- _Available data_:
* * *
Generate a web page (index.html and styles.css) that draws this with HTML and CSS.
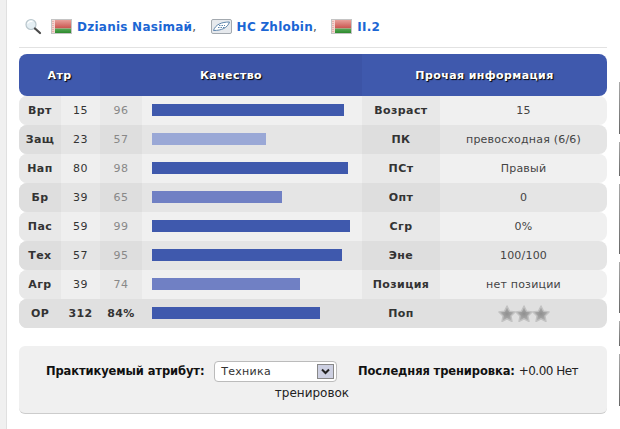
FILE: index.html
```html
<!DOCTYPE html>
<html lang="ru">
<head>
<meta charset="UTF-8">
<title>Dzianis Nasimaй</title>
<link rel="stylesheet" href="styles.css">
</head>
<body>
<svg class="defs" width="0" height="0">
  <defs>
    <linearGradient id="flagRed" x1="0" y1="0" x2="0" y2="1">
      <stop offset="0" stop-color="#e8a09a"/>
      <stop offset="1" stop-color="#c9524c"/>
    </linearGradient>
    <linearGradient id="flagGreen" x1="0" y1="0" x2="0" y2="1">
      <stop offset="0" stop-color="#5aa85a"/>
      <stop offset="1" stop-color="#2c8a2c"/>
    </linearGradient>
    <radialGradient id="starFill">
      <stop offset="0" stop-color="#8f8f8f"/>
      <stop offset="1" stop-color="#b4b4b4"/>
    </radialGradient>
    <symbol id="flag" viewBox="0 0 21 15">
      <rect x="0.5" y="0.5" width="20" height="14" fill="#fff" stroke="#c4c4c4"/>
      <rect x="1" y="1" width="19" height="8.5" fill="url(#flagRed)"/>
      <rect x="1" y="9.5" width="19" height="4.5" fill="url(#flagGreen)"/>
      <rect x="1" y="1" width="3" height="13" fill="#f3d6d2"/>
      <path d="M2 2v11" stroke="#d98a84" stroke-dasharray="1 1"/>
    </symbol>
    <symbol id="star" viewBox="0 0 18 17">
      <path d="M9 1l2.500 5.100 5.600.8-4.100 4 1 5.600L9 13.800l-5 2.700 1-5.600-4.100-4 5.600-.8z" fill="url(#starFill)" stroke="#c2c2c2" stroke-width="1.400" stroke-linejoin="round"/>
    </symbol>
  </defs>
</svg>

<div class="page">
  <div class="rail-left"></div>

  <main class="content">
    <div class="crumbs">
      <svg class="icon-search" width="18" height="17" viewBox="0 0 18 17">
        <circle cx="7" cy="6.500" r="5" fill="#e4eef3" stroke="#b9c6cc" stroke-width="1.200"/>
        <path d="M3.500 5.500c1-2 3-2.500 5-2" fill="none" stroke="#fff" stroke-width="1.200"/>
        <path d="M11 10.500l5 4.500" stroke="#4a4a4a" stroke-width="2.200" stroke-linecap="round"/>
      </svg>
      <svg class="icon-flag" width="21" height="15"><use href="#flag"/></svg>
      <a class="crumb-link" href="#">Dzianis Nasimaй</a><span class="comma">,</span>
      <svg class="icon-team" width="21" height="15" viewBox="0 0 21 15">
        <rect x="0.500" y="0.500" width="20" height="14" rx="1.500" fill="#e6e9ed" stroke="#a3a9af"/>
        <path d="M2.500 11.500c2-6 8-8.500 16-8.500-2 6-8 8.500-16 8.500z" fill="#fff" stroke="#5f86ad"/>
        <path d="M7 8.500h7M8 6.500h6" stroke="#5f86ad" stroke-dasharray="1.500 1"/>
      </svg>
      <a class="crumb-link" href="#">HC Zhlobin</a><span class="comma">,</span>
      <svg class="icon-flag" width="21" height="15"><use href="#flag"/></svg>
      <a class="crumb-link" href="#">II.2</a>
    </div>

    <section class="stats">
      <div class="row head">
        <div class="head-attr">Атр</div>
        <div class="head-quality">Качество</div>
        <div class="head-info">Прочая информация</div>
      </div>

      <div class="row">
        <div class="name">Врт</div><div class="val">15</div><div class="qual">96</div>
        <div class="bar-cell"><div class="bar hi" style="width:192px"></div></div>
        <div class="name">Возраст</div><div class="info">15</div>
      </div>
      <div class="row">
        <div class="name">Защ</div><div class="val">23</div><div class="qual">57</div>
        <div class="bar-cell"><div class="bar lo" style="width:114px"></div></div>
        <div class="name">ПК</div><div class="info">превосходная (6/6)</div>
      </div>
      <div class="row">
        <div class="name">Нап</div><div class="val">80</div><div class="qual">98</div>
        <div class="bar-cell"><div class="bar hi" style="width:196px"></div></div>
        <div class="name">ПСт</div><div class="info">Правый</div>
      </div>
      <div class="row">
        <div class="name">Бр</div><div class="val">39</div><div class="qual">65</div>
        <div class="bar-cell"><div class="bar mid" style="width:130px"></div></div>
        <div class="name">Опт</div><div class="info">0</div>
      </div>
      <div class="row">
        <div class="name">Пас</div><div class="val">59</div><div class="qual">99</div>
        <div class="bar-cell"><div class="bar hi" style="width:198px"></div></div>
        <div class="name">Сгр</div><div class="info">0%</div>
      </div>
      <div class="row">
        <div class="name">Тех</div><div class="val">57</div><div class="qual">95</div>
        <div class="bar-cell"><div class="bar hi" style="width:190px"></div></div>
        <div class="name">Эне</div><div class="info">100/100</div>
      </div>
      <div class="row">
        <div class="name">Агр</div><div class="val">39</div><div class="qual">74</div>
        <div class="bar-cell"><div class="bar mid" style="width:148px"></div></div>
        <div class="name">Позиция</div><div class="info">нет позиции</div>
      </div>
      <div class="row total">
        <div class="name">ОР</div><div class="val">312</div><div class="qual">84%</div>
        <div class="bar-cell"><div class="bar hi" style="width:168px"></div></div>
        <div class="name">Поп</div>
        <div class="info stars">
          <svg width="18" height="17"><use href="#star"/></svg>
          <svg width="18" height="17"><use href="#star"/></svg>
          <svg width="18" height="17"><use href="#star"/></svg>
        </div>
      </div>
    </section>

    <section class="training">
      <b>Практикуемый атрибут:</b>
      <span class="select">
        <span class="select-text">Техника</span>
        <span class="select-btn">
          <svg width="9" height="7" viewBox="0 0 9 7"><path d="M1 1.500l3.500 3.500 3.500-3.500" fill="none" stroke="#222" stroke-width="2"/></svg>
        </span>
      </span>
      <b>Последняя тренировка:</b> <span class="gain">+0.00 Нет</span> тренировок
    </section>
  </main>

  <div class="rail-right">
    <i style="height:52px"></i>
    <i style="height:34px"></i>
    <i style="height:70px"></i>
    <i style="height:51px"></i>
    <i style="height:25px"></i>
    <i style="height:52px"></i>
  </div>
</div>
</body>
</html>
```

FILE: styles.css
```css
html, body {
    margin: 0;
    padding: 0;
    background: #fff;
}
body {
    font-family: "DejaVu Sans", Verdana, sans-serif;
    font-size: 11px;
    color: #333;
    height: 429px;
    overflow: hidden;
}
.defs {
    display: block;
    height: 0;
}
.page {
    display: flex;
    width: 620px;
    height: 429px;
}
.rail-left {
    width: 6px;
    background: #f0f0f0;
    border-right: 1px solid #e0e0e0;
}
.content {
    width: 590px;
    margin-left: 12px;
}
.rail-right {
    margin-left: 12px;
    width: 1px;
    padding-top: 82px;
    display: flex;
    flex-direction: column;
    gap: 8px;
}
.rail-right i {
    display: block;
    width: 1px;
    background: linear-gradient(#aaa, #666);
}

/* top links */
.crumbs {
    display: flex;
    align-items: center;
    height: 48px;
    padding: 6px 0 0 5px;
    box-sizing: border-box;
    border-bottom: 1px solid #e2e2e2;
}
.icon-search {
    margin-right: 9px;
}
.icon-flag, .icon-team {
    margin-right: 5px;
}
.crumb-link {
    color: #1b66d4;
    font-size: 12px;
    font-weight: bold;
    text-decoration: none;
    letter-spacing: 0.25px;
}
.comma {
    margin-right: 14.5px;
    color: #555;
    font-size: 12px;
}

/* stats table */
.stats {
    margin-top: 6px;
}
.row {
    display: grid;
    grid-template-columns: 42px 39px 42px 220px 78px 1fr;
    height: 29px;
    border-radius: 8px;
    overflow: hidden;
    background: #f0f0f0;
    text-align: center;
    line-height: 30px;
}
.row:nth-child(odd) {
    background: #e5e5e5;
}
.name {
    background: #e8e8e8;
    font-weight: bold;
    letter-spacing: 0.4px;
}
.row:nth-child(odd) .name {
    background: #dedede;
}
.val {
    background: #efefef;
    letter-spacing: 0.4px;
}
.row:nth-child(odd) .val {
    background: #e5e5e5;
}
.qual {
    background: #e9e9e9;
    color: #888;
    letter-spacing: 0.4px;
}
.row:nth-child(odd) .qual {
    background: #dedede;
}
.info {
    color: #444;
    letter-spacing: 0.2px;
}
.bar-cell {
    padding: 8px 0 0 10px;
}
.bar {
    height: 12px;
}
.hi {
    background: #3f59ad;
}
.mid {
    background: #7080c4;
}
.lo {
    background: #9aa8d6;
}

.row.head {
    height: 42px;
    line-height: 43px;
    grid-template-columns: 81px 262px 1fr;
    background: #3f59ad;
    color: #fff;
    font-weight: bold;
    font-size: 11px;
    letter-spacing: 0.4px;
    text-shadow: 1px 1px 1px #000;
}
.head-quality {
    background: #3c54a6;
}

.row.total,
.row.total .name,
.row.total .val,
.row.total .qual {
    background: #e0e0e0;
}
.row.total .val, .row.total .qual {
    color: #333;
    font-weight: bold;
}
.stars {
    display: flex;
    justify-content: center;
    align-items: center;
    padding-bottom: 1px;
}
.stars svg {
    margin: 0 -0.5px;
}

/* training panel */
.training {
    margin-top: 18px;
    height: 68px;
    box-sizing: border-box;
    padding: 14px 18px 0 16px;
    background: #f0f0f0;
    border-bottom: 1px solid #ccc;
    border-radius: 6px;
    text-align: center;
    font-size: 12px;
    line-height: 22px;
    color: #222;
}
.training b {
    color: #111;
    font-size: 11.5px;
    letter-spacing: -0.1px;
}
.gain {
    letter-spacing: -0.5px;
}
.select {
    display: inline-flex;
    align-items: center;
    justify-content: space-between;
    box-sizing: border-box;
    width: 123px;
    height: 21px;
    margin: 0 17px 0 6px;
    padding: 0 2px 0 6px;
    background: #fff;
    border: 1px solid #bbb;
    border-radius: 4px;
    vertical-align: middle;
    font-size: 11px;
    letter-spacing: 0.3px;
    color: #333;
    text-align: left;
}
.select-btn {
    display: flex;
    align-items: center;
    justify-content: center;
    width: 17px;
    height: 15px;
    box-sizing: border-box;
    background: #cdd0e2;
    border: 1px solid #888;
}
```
* * *
- _Task_: Copy out every line of the data that includes "styles".

- _Written solution_:
Generate a web page (index.html and styles.css) that draws this with HTML and CSS.
<link rel="stylesheet" href="styles.css">
FILE: styles.css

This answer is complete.